The course document is an 80 pages introduction to probability and statistics, in particular Bayesian inference and Bayesian model choice. Including exercises and references. As such, it is rather standard in that the material could be found as well in textbooks. Statistics textbooks.

When introducing the Bayesian perspective, Roberto Trotta advances several arguments in favour of this approach. The first one is that it is generally easier to follow a Bayesian approach when compared with seeking a non-Bayesian one, while recovering long-term properties. (Although there are inconsistent Bayesian settings.) The second one is that a Bayesian modelling allows to handle naturally nuisance parameters, because there are essentially no nuisance parameters. (Even though preventing small world modelling may lead to difficulties as in the Robbins-Wasserman paradox.) The following two reasons are the incorporation of prior information and the appeal on conditioning on the actual data.

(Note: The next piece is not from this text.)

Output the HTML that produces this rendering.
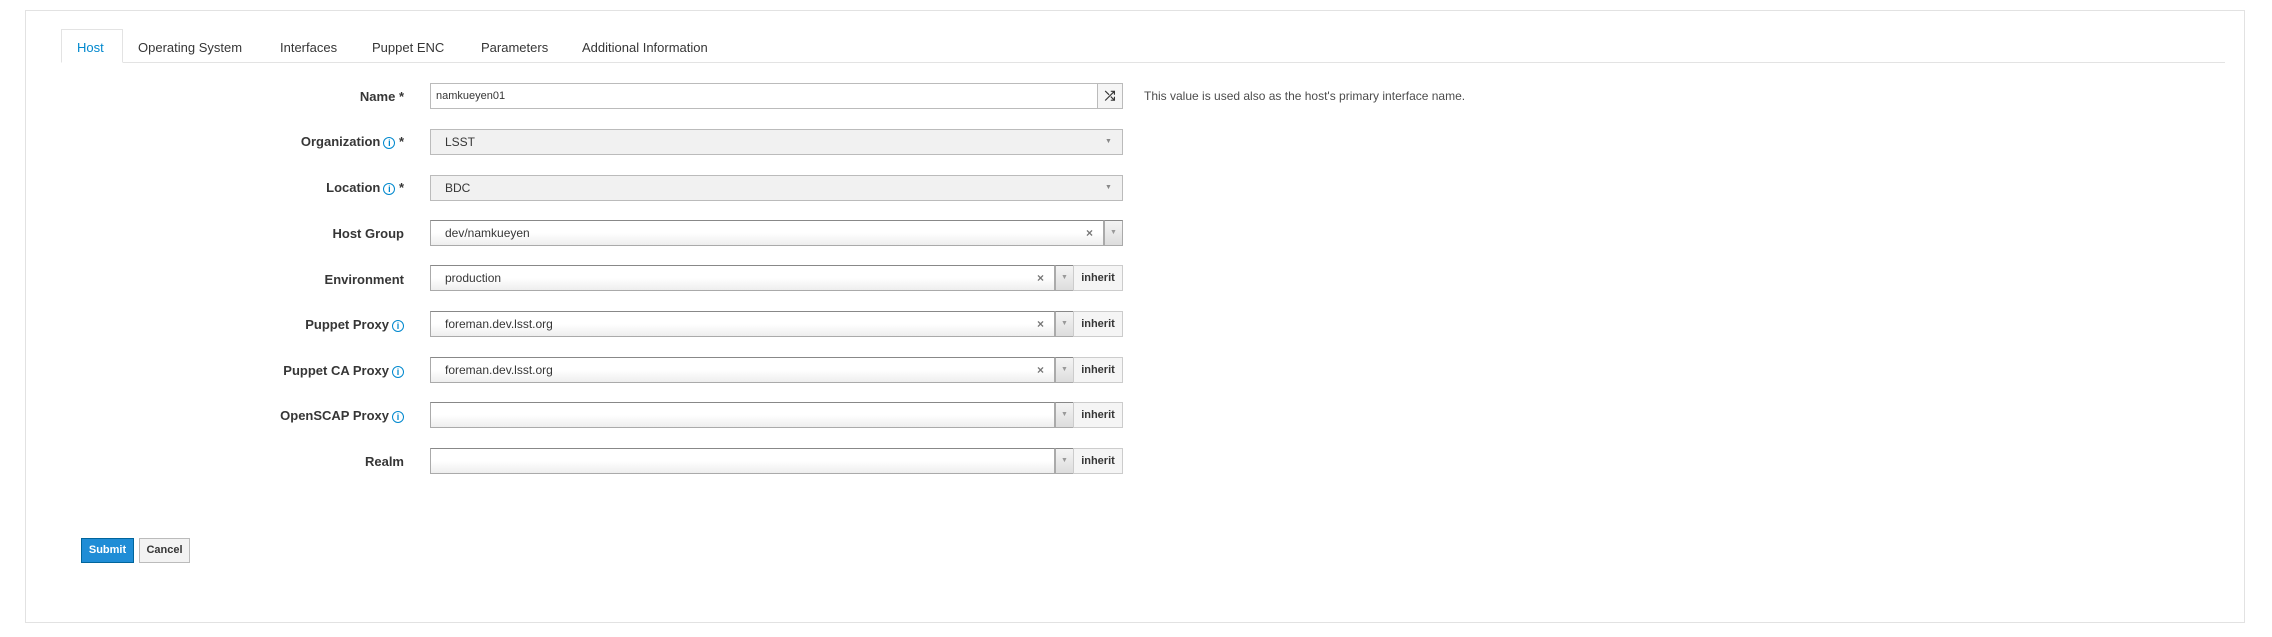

The document also includes this above and nice illustration of the concentration of measure as the dimension of the parameter increases. (Although one should not over-interpret it. The concentration does not occur in the same way for a normal distribution for instance.) It further spends quite some space on the Bayes factor, its scaling as a natural Occam’s razor,  and the comparison with p-values, before (unsurprisingly) introducing nested sampling. And the Savage-Dickey ratio. The conclusion of this model choice section proposes some open problems, with a rather unorthodox—in the Bayesian sense—line on the justification of priors and the notion of a “correct” prior (yeech!), plus an musing about adopting a loss function, with which I quite agree.